三月五号,想说几句以备忘
今天,是我下放农村40年整的日子。那年的这天,我把理想和激情裹在被子里装到了箱子里,还不到18岁,就带头下乡了。
昨天,很庆幸,我的一位高中好同学又一同下放在一起的哥们,他出面组织了纪念下放河东农场40周年的老知青聚会(我们1972年那批同时下放128人,1976年8月又下放81人,这第二批称为新知青,习惯的称呼直到现在)。很不简单,我们那1、2、3、4排,加上州上组和水库组,连同部分老职工与家属,共到了上百人。特别是,开了中餐又开了晚餐,吃了饭又去了歌厅,却不是AA制,这钱,就他们那么几个人承当了。
我因中餐有个10天前就安排的应酬没有去,晚饭是不能不去的了,尽管3月3号浏阳家园男同胞宴请女同胞欢度三八,连同当晚在歌厅,我已酒醉八分,昨天中餐朋友的宴请也喝了不少酒,我想,晚饭赶去下放聚会,那酒是不能躲的,但还是很激昂的赴会了。那餐厅闪烁着曾经熟悉的面孔,尽管已经面颜沧桑,我还是为自己能叫出百分之九十的老知青的名字而庆幸,因为,他们早已刻在了我的心里。我找到老同学,抽出一叠钱,说:我要交点钱。他说:你来了就好,钱,已经安排好了,留到下次出吧。你就与我一起去敬酒吧。我为他与几位的慷慨顿生敬意。我知道,要组织这么多人的聚会,不搞AA制,个人承当的费用就很不少了。好,敬酒去。一桌桌的欢笑碰杯,一句句的问候祝福,浓浓的知青情谊洋溢在整个餐厅。人啊,就是怪,生理经不起岁月的磨蚀,而心理,就真是越磨蚀越硬朗。这群人,就是在用硬朗的心态把玩着流失的岁月。

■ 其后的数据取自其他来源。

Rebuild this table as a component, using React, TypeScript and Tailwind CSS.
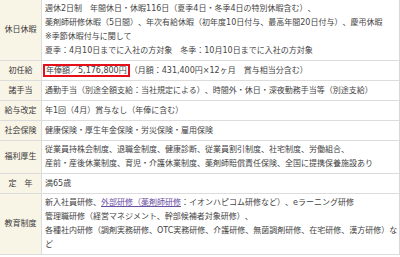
import type { ReactNode } from "react";

type Row = { label: string; body: ReactNode; one?: boolean };

const rows: Row[] = [
  {
    label: "休日休暇",
    body: (
      <>
        週休2日制　年間休日・休暇116日（夏季4日・冬季4日の特別休暇含む）、
        <br />
        薬剤師研修休暇（5日間）、年次有給休暇（初年度10日付与、最高年間20日付与）、慶弔休暇
        <br />
        ※季節休暇付与に関して
        <br />
        夏季：4月10日までに入社の方対象　冬季：10月10日までに入社の方対象
      </>
    ),
  },
  {
    label: "初任給",
    one: true,
    body: (
      <>
        <span className="inline-block -ml-[2px] border-2 border-[#e5101a] px-px leading-[9px]">
          年俸額／5,176,800円
        </span>
        （月額：431,400円×12ヶ月　賞与相当分含む）
      </>
    ),
  },
  {
    label: "諸手当",
    one: true,
    body: "通勤手当（別途全額支給：当社規定による）、時間外・休日・深夜勤務手当等（別途支給）",
  },
  { label: "給与改定", one: true, body: "年1回（4月）賞与なし（年俸に含む）" },
  { label: "社会保険", one: true, body: "健康保険・厚生年金保険・労災保険・雇用保険" },
  {
    label: "福利厚生",
    body: (
      <>
        従業員持株会制度、退職金制度、健康診断、従業員割引制度、社宅制度、労働組合、
        <br />
        産前・産後休業制度、育児・介護休業制度、薬剤師賠償責任保険、全国に提携保養施設あり
      </>
    ),
  },
  { label: "定　年", one: true, body: "満65歳" },
  {
    label: "教育制度",
    body: (
      <>
        新入社員研修、
        <a href="#" className="text-[#6a4fa3] underline">
          外部研修（薬剤師研修
        </a>
        ：イオンハピコム研修など）、eラーニング研修
        <br />
        管理職研修（経営マネジメント、幹部候補者対象研修）、
        <br />
        各種社内研修（調剤実務研修、OTC実務研修、介護研修、無菌調剤研修、在宅研修、漢方研修）な
        <br />
        ど
      </>
    ),
  },
];

export default function App() {
  return (
    <div className="w-[400px] h-[257px] overflow-hidden bg-white font-['DejaVu_Sans','Noto_Sans_CJK_JP',sans-serif] text-[8px] [text-spacing-trim:space-all]">
      <div className="border-r border-[#d8d8d8]">
        {rows.map((r) => (
          <div key={r.label} className="flex border-b border-[#dcdcdc]">
            <div className="w-[42px] shrink-0 bg-[#f8f4e6] border-r border-[#dcdcdc] flex items-center justify-center text-[#3a3a3a]">
              {r.label}
            </div>
            <div
              className={
                r.one
                  ? "flex-1 min-w-0 overflow-hidden px-[3px] py-[2.5px] leading-[14px] text-[#444] whitespace-nowrap"
                  : "flex-1 min-w-0 overflow-hidden px-[3px] py-[2px] leading-[14px] text-[#444] whitespace-nowrap"
              }
            >
              {r.body}
            </div>
          </div>
        ))}
      </div>
    </div>
  );
}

晚饭后就赶去了歌厅。来的人比聚餐的人还多出20多个,偌大的歌厅显得太拥挤了,许多人就只得站在厅外交谈。是该有个聚会程序的。我的这个老同学当了主持人。农场老干部、老职工、各排的知青代表都被请上去做了激情的回忆讲话。我作为农场知青代表也被请上去做了即席发言。我其中说到:知青这称呼,是一个心酸的名字,也是一个坚强的名字,更是一个骄傲的名字。因为我们能够穿越那个扭曲的时空,艰难的又幸运的走过来了,我们要为四十年后的聚会感到骄傲。这段话,迎来了热烈的掌声。此后,就是唱歌跳舞。几十年不见不知,而那舞姿那歌喉,却都上得了台面,须不知,知青后来的在社会上得摸爬滚打,也都学会了新的适用,包括学会了这些消遣交往的玩艺,也让人生出感慨和敬意。我在歌厅不停的去面晤曾经的好友,特别是与几位老哥们心伤的谈起了好朋友好知青战友马小平的英年早逝。中途,我抓住一个机会,因为很难得这么凑巧,把农场1、2、3、4排的知青排长请上台,举杯向各位知青战友表示问候与祝福,也借此机会再现四十年前这些知青头头的风采。这个安排,也赢得了全场由衷的热烈的掌声。最后,我也抓住机会,把来参加了聚会的我们四排的九位知青战友招拢来,请全场唯一带了相机的我们四排知青端阳粽子的夫君久久99为我们照了张合影。应该说这照片也会很珍贵,值得保存。